Document Type

Article

Publication Date

1995

Abstract

This summary constitutes my Final Report to the Conference on the International Protection of Reproductive Rights (the "Conference") jointly sponsored by the Women & International Law Program at the Washington College of Law of the American University and the Women in the Law Project of the International Human Rights Law Group. The Conference focused on issues that affect the role of women in society and the role played by rules of law in defining and marginalizing women's existence in society. The Conference goals included the reformulation of the international human rights construct to advance and implement women's rights, particularly women's sexual and reproductive health rights and freedoms, in order to create a world for women that makes equality theory a reality in everyday life. To achieve this end, experts in international law, international and domestic women's rights law, and women's health explored international and domestic "rights" law and analyzed its usefulness in protecting and promoting women's reproductive and sexual health rights and freedoms. Participants from all disciplines, after exploring the complex interrelationships between and among (a) domestic and international norms, (b) international norms and cultural/religious customs, and (c) women's well-being and the accessibility, availability, acceptability, and affordability of health care services and facilities, agreed that the development of procedural mechanisms is vital to the effective implementation of a reformulation of rights that focuses on the well-being of women.

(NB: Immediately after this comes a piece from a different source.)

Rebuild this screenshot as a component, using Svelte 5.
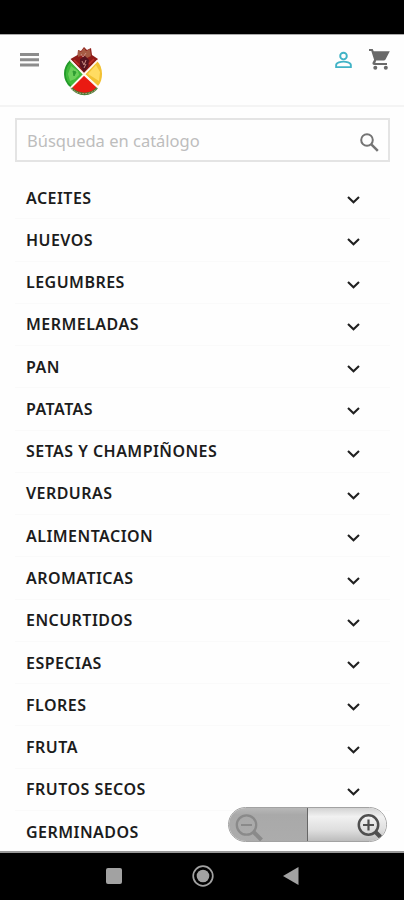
<script>
  const categories = [
    "ACEITES",
    "HUEVOS",
    "LEGUMBRES",
    "MERMELADAS",
    "PAN",
    "PATATAS",
    "SETAS Y CHAMPIÑONES",
    "VERDURAS",
    "ALIMENTACION",
    "AROMATICAS",
    "ENCURTIDOS",
    "ESPECIAS",
    "FLORES",
    "FRUTA",
    "FRUTOS SECOS",
    "GERMINADOS",
  ];
  let query = "";
</script>

<div class="phone">
  <div class="status-bar"></div>

  <header>
    <button class="menu" aria-label="Menú">
      <svg width="19" height="14" viewBox="0 0 19 14" fill="#8c8c8c">
        <path d="M0 0h19v3H0zM0 5.3h19v3H0zM0 10.6h19v3H0z" />
      </svg>
    </button>
    <svg class="logo" width="40" height="50" viewBox="0 0 40 50">
      <path d="M6.500 14C-1.500 21-1.500 33 7 40L19.500 27z" fill="#3fb93a" />
      <path d="M6.500 14C-1 21-1 33 7 39.500" fill="none" stroke="#229a2a" stroke-width="1.800" />
      <path d="M7 19l7 5 1 4-4 4-5 2-2-7z" fill="#7fd968" opacity=".7" />
      <path d="M9 24l3 1-2 4zM12 20l3 4" fill="#2e9c32" stroke="#2e9c32" />
      <path d="M33 14C39.500 20 39.500 33 34 39L21 27z" fill="#f2c132" />
      <path d="M32 18l4 7-1 9-11-7z" fill="#ffdc62" />
      <path d="M6.500 41L20 27.500 34 41C28 50.500 13 50.500 6.500 41z" fill="#3f7c31" />
      <path d="M8 40L20 28l12.500 12C27 47.500 14 47.500 8 40z" fill="#ea1a12" />
      <path d="M7.500 41.500C14 48.500 27 48.500 33 41.500" fill="none" stroke="#dba38d" stroke-width=".8" stroke-dasharray="2 1" />
      <path d="M6.500 12l7-4 .5-5 3 1 3-4 3 3 4-2 1 7 6 4-14 14z" fill="#8f1b18" />
      <path d="M14 3l3 2 3-4 2 3 4-2 1 7-4 2-4-3-5 2z" fill="#a65b43" />
      <path d="M16 12l5-3 4 4-1 7-4 5-4-6z" fill="#571420" />
      <path d="M18 14l2 4 2-5M20 21l2-4M17 7l2 3 3-4" stroke="#c98b82" fill="none" />
      <path d="M10 13l5 5M30 12l-5 5" stroke="#be302a" stroke-width="1.500" />
      <path d="M6.500 13.500L20 27.500l13.500-14M7 40.500l13-13 14 13" stroke="#fff6ee" stroke-width="1.800" fill="none" />
    </svg>
    <div class="tools">
      <svg width="17" height="18" viewBox="0 0 18 18" fill="none" stroke="#41b3c6" stroke-width="2">
        <circle cx="9" cy="4.800" r="3.500" />
        <path d="M1.200 16.600v-2.100c0-2.700 5.200-3.800 7.800-3.800s7.800 1.100 7.800 3.800v2.100z" />
      </svg>
      <svg width="21" height="21" viewBox="0 0 21 21" fill="#696969">
        <path d="M0 0h3.700l1 2.200h16.100l-4.300 8.300c-.4.700-1 1-1.700 1H7.200L6.300 14H18v2H5.500c-1.700 0-2.500-1.500-1.800-2.800l1.400-2.500L2.300 2H0z" />
        <circle cx="6.300" cy="18.800" r="2" />
        <circle cx="16.800" cy="18.800" r="2" />
      </svg>
    </div>
  </header>

  <main>
    <form class="search">
      <input placeholder="Búsqueda en catálogo" aria-label="Buscar" bind:value={query} />
      <svg width="19" height="19" viewBox="0 0 19 19" fill="none" stroke="#747474">
        <circle cx="7" cy="7" r="5.800" stroke-width="2" />
        <path d="M11.300 11.300l6.500 6.500" stroke-width="2.500" />
      </svg>
    </form>

    <ul>
      {#each categories as category}
        <li>
          <span>{category}</span>
          <svg width="13" height="8" viewBox="0 0 13 8" fill="none" stroke="#202020" stroke-width="2.100">
            <path d="M1 1l5.500 5.200L12 1" />
          </svg>
        </li>
      {/each}
    </ul>
  </main>

  <div class="zoom">
    <button class="out" aria-label="Alejar">
      <svg width="29" height="28" viewBox="0 0 29 28" fill="none" stroke="#8a8a8a">
        <circle cx="11.500" cy="11" r="9.700" stroke-width="2.300" />
        <path d="M6 11h11" stroke-width="2.200" />
        <path d="M18.500 18l8 8" stroke-width="4" />
      </svg>
    </button>
    <button class="in" aria-label="Acercar">
      <svg width="29" height="28" viewBox="0 0 29 28" fill="none" stroke="#4f4f4f">
        <circle cx="11.500" cy="11" r="9.700" stroke-width="2.500" />
        <path d="M6 11h11M11.500 5.500v11" stroke-width="2.200" />
        <path d="M18.500 18l6 6" stroke-width="4" />
      </svg>
    </button>
  </div>

  <nav>
    <svg width="16" height="16" viewBox="0 0 16 16"><rect width="16" height="16" rx="2" fill="#a2a2a2" /></svg>
    <svg width="22" height="22" viewBox="0 0 22 22">
      <circle cx="11" cy="11" r="9.800" fill="none" stroke="#a2a2a2" stroke-width="1.700" />
      <circle cx="11" cy="11" r="6.300" fill="#a2a2a2" />
    </svg>
    <svg width="16" height="18" viewBox="0 0 16 18"><path d="M0 9L15.500 0v18z" fill="#a2a2a2" /></svg>
  </nav>
</div>

<style>
  :global(body) {
    background: #fefefe;
  }
  .phone {
    position: relative;
    display: flex;
    flex-direction: column;
    box-sizing: border-box;
    width: 404px;
    height: 900px;
    overflow: hidden;
    background: #fefefe;
    font-family: "Noto Sans", sans-serif;
  }
  svg {
    display: block;
    flex: none;
  }
  button {
    padding: 0;
    border: 0;
    background: none;
  }
  .status-bar {
    flex: none;
    height: 34px;
    background: #000;
  }
  header {
    display: flex;
    flex: none;
    align-items: flex-start;
    box-sizing: border-box;
    height: 73px;
    padding: 12px 14px 0 20px;
    border-top: 1px solid #aaa;
    border-bottom: 2px solid #f4f4f4;
  }
  .menu {
    margin-top: 6px;
  }
  .logo {
    margin: 0 0 0 25px;
  }
  .tools {
    display: flex;
    gap: 17px;
    margin: 2px 0 0 auto;
  }
  .tools svg:first-child {
    margin-top: 2px;
  }
  main {
    flex: 1;
    min-height: 0;
    overflow: hidden;
    padding: 11px 14px 0 15px;
  }
  .search {
    display: flex;
    align-items: center;
    box-sizing: border-box;
    height: 44px;
    padding: 0 9px 0 10px;
    border: 2px solid #e4e4e4;
  }
  input {
    flex: 1;
    min-width: 0;
    padding: 0;
    border: 0;
    outline: 0;
    background: none;
    color: #555;
    font: 16.500px "Noto Sans", sans-serif;
  }
  input::placeholder {
    color: #bdbdbd;
    opacity: 1;
  }
  .search svg {
    margin-top: 5px;
  }
  ul {
    margin: 15px 0 0;
    padding: 0;
    list-style: none;
  }
  li {
    display: flex;
    align-items: center;
    justify-content: space-between;
    box-sizing: border-box;
    height: 42.270px;
    padding: 0 30px 0 11px;
    border-bottom: 1px solid #fafafa;
    color: #1c1c1c;
    font-size: 16px;
    font-weight: 600;
    letter-spacing: 0.460px;
  }
  li svg {
    margin-top: 5px;
  }
  .zoom {
    position: absolute;
    top: 807px;
    left: 228px;
    display: grid;
    grid-template-columns: 79px 1fr;
    box-sizing: border-box;
    width: 159px;
    height: 35px;
    overflow: hidden;
    border: 1px solid #a2a2a2;
    border-radius: 18px;
  }
  .zoom button {
    display: flex;
    align-items: flex-start;
    padding-top: 6px;
  }
  .zoom .out {
    padding-left: 6px;
    border-right: 1px solid #666;
    background: linear-gradient(#b8b8b8, #a9a9a9 20%, #acacac);
  }
  .zoom .in {
    justify-content: flex-end;
    background: linear-gradient(#d2d2d2, #f1f1f1 25%, #dedede 65%, #b9b9b9);
  }
  nav {
    display: flex;
    flex: none;
    align-items: center;
    justify-content: space-between;
    box-sizing: border-box;
    height: 49px;
    padding: 0 105px 1px 106px;
    border-top: 2px solid #999;
    background: #000;
  }
</style>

To be sure, sex is not the only classification within the human rights construct in which the world has evidenced a gap between rules and realities. Apartheid is an example of a system of discrimination based on race that while expressly proscribed in international law in reality existed as a formal practice long after its prohibition. Because every possible classification applies to women-women have, for example, a race, a national origin, and a color-women are affected by all forms of discrimination. Law-domestic, regional, and international-has developed, however, in a way that has placed public (i.e., male) interests at the center while relegating to the periphery concerns viewed as private (i.e., female) such as the family and the home. Thus, to effect women's rights and eradicate sex-based discrimination against women, law must be developed and applied in a creative and expansive way that eliminates the public/private distinction which has served to ghettoize women's interests. To effect this transformation of law, existing rights and procedures must be developed and extended to eliminate women's historic marginalization. Activists, lawyers, doctors, and sociologists must be trained to rethink the formal construct, work together, and integrate various interdisciplinary approaches adequately to reflect and resolve the plethora of issues that concern women around the world. The dual themes of reformulation of rights and effective implementation resurfaced throughout the Conference. Participants discussed methods of utilizing the human rights construct to develop, expand, and transform the content and meaning of existing rights; to articulate new, emerging rights to reflect women's realities; and to implement women's human rights. All agreed on the need for government accountability regarding promotion and protection of promised rights.